Um aspecto interessante é como as pessoas, ao se encontrarem em ciberespaços "marcados", como o chat, se abrem de uma maneira total com estranhos que possivelmente nunca encontrarão pessoalmente, e nem sequer terão uma idéia de como eles se parecem, fisicamente. Segredos de alcova, mágoas e aspirações, são intercambiados como se as pessoas fossem antigos e íntimos amigos. A explicação clássica dos sociólogos para esse fenômeno é que, por não não manterem contato visual e tátil, as pessoas perdem as pistas sensoriais não verbais, como expressões faciais sutís, posturas corporais evocativas ou defensivas, etc., que acompanham o discurso face a face. É comum, quando duas pessoas que se tornaram absolutamente íntimas através da rede, se encontram fisicamente pela primeira vez (o que os internautas chamam de "desvirtualizar"), uma poderosa inibição entra em ação, e essas mesmas pessoas se comportam como se fossem quase desconhecidos... É muito curioso.

Essa anonimidade relativa também provoca outros fenômenos novos, como a ausência de preconceitos de nacionalidade, raça e idade. As pessoas passam a ser representadas não mais por sua cor de pele, aspecto físico, etc., mas pela pura força de suas palavras escritas. Em chats internacionais, o uso do idioma inglês domina totalmente, e a léxica e a sintaxe deixam de ser importantes. McLuhan não tinha razão, quando disse que o meio é a mensagem. Na Internet, a mensagem é a mensagem, e o meio não interessa. As características e limitações do meio ainda interessam, pois afetam as formas de relacionamento, mas também serão pouco importantes dentro de pouco tempo. A Internet ficará cada vez mais parecida com um telefone, uma teleconferência, um fax, etc.
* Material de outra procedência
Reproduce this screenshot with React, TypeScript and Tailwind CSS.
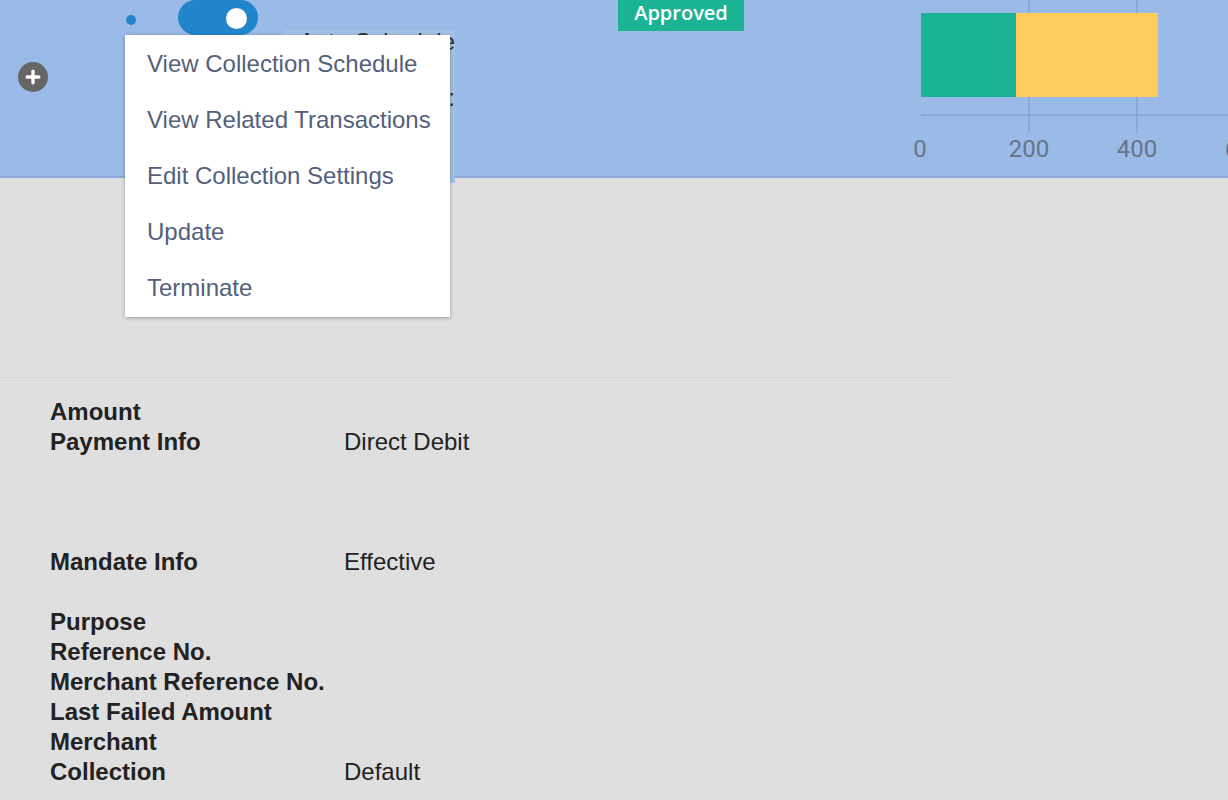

O ciberespaço tornou-se uma nova espécie de habitat para o ser humano. Através dele tenho conhecido seres humanos maravilhosos de todo o planeta, com quem me correspondo diariamente. É o caso de minha querida amiga "Izabella", uma alma gêmea que encontrei totalmente por acaso numa das BBS da cidade, quando estava a procura de dados, e a quem dedico afetuosamente esse artigo.